For all of these reasons, it's perhaps a small miracle that Norwegian Wood works as beautifully and impeccably as it does. Though Hung retains patches of Watanabe's first-person narration, it doesn't place the audience on any firmer ground than it needs to; to the writer-director's complete credit, we remain suspended in an unstable balance, perched midway between phases of the story where we attain complete clarity of the situations before Watanabe's eyes, and phases in which the circumstances that befall him (particularly regarding Naoko's emotional needs) seem murky and opaque. This dynamic of cognizance versus lack of recognition sets up and sustains an unusual but wonderful tension in our minds. It also functions as a corollary, mirroring the instability of Watanabe's own sentience -- and that of many an adolescent. Everything attains sharp focus, however -- for him and for us -- in one central, defining moment when it becomes readily apparent that the young man must take charge of his life and emotions for the first time, literally running after the beleaguered, emotionally fragile Naoko and seizing her. Watanabe doesn't disappoint us.
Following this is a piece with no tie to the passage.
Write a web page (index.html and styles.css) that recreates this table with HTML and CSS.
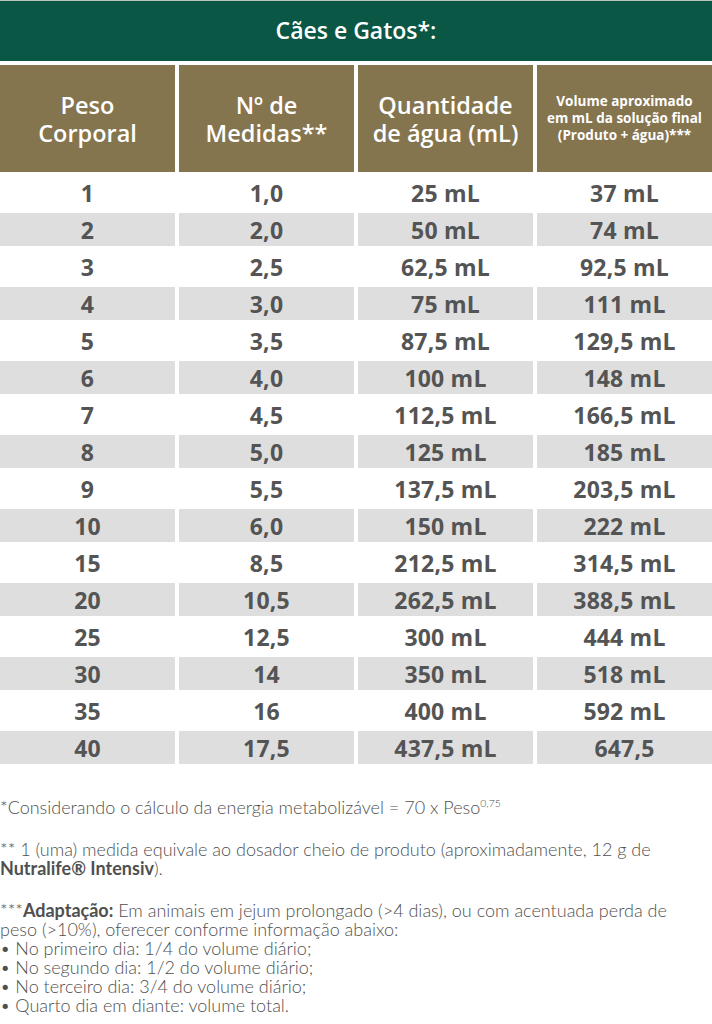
FILE: index.html
```
<!DOCTYPE html>
<html lang="pt-BR">
<head>
<meta charset="utf-8">
<title>Cães e Gatos</title>
<link rel="stylesheet" href="styles.css">
</head>
<body>
<div class="table">
  <div class="title">Cães e Gatos*:</div>
  <div class="th"><span class="ln">Peso</span><span class="ln">Corporal</span></div>
  <div class="th"><span class="ln">Nº de</span><span class="ln">Medidas**</span></div>
  <div class="th"><span class="ln">Quantidade</span><span class="ln">de água (mL)</span></div>
  <div class="th th-small"><span class="ln">Volume aproximado</span><span class="ln">em mL da solução final</span><span class="ln">(Produto + água)***</span></div>

  <div class="td">1</div><div class="td">1,0</div><div class="td">25 mL</div><div class="td">37 mL</div>
  <div class="td alt">2</div><div class="td alt">2,0</div><div class="td alt">50 mL</div><div class="td alt">74 mL</div>
  <div class="td">3</div><div class="td">2,5</div><div class="td">62,5 mL</div><div class="td">92,5 mL</div>
  <div class="td alt">4</div><div class="td alt">3,0</div><div class="td alt">75 mL</div><div class="td alt">111 mL</div>
  <div class="td">5</div><div class="td">3,5</div><div class="td">87,5 mL</div><div class="td">129,5 mL</div>
  <div class="td alt">6</div><div class="td alt">4,0</div><div class="td alt">100 mL</div><div class="td alt">148 mL</div>
  <div class="td">7</div><div class="td">4,5</div><div class="td">112,5 mL</div><div class="td">166,5 mL</div>
  <div class="td alt">8</div><div class="td alt">5,0</div><div class="td alt">125 mL</div><div class="td alt">185 mL</div>
  <div class="td">9</div><div class="td">5,5</div><div class="td">137,5 mL</div><div class="td">203,5 mL</div>
  <div class="td alt">10</div><div class="td alt">6,0</div><div class="td alt">150 mL</div><div class="td alt">222 mL</div>
  <div class="td">15</div><div class="td">8,5</div><div class="td">212,5 mL</div><div class="td">314,5 mL</div>
  <div class="td alt">20</div><div class="td alt">10,5</div><div class="td alt">262,5 mL</div><div class="td alt">388,5 mL</div>
  <div class="td">25</div><div class="td">12,5</div><div class="td">300 mL</div><div class="td">444 mL</div>
  <div class="td alt">30</div><div class="td alt">14</div><div class="td alt">350 mL</div><div class="td alt">518 mL</div>
  <div class="td">35</div><div class="td">16</div><div class="td">400 mL</div><div class="td">592 mL</div>
  <div class="td alt">40</div><div class="td alt">17,5</div><div class="td alt">437,5 mL</div><div class="td alt">647,5</div>
</div>

<div class="notes">
  <p class="note note-1">*Considerando o cálculo da energia metabolizável = 70 x Peso<sup>0,75</sup></p>
  <p class="note note-2">** 1 (uma) medida equivale ao dosador cheio de produto (aproximadamente, 12 g de<br><b>Nutralife® Intensiv</b>).</p>
  <p class="note note-3">***<b>Adaptação:</b> Em animais em jejum prolongado (&gt;4 dias), ou com acentuada perda de<br>peso (&gt;10%), oferecer conforme informação abaixo:<br>• No primeiro dia: 1/4 do volume diário;<br>• No segundo dia: 1/2 do volume diário;<br>• No terceiro dia: 3/4 do volume diário;<br>• Quarto dia em diante: volume total.</p>
</div>
</body>
</html>
```

FILE: styles.css
```
html, body {
  margin: 0;
  padding: 0;
  background: #ffffff;
}

body {
  width: 712px;
  font-family: "Open Sans", "Liberation Sans", sans-serif;
}

.table {
  display: grid;
  grid-template-columns: repeat(4, 1fr);
  column-gap: 4px;
  row-gap: 4px;
}

.title {
  grid-column: 1 / -1;
  height: 61px;
  border-top: 1px solid #b9c6c0;
  box-sizing: border-box;
  background: #0a5745;
  color: #ffffff;
  font-weight: 600;
  font-size: 23px;
  display: flex;
  align-items: center;
  justify-content: center;
  padding-bottom: 3px;
}

.th {
  height: 107px;
  background: #85754f;
  color: #ffffff;
  font-weight: 600;
  font-size: 23.5px;
  display: flex;
  flex-direction: column;
  align-items: center;
  justify-content: center;
  text-align: center;
}

.ln {
  display: block;
  height: 28px;
  line-height: 28px;
}

.th-small {
  font-size: 13.5px;
  font-weight: 700;
}

.th-small .ln {
  height: 17px;
  line-height: 17px;
}

.td {
  height: 33px;
  display: flex;
  align-items: center;
  justify-content: center;
  color: #545454;
  font-weight: 700;
  font-size: 23px;
  letter-spacing: 0.2px;
}

.alt {
  background: #dedede;
}

.notes {
  padding-top: 34px;
  color: #505050;
  font-family: Lato, "Open Sans", sans-serif;
  font-weight: 300;
  font-size: 18px;
  line-height: 19px;
}

.note {
  margin: 0;
}

.note b {
  font-weight: 700;
}

.note-2 {
  margin-top: 23px;
}

.note-3 {
  margin-top: 23px;
}

sup {
  font-size: 10.5px;
  line-height: 0;
  vertical-align: 7px;
}
```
Though the basic narrative ingredients of the film may read like melodrama, they don't manifest themselves as such here; Hung stretches the story out, in between pivotal events, with long, reflective periods of inactivity, which provide opportunities for us to more closely observe Watanabe's maturation and the various emotional gradations of his relationships with Naoko and a young woman named Midori (Kiko Mizuhara). To put it metaphorically: It's as if Hung presents us with a single, lovely rose, and then spends the time lingering over its various shadings and textures. The results are both fascinating and profound.

The themes of the picture also generate intrigue. One of Hung's central ideas (which seems both quintessential Murakami and intrinsically Japanese) involves loss -- how the cessation of a life or a relationship needn't constitute an end in and of itself, but can be perceived as a beginning, both a gateway and a catalyst. Accordingly, each loss in this film -- epitomized by Kizuki's suicide -- spurs a new relationship, new possibilities. And especially for Western audiences, this might introduce a new way of looking at the world and at life.

Best of all, the film gamely resists clichés and stays doggedly loyal to its characters and their passionate convictions. It's a masterly work, moving in its emotional sweep and marvelous in its specificity -- and it does almost complete justice to its source novel.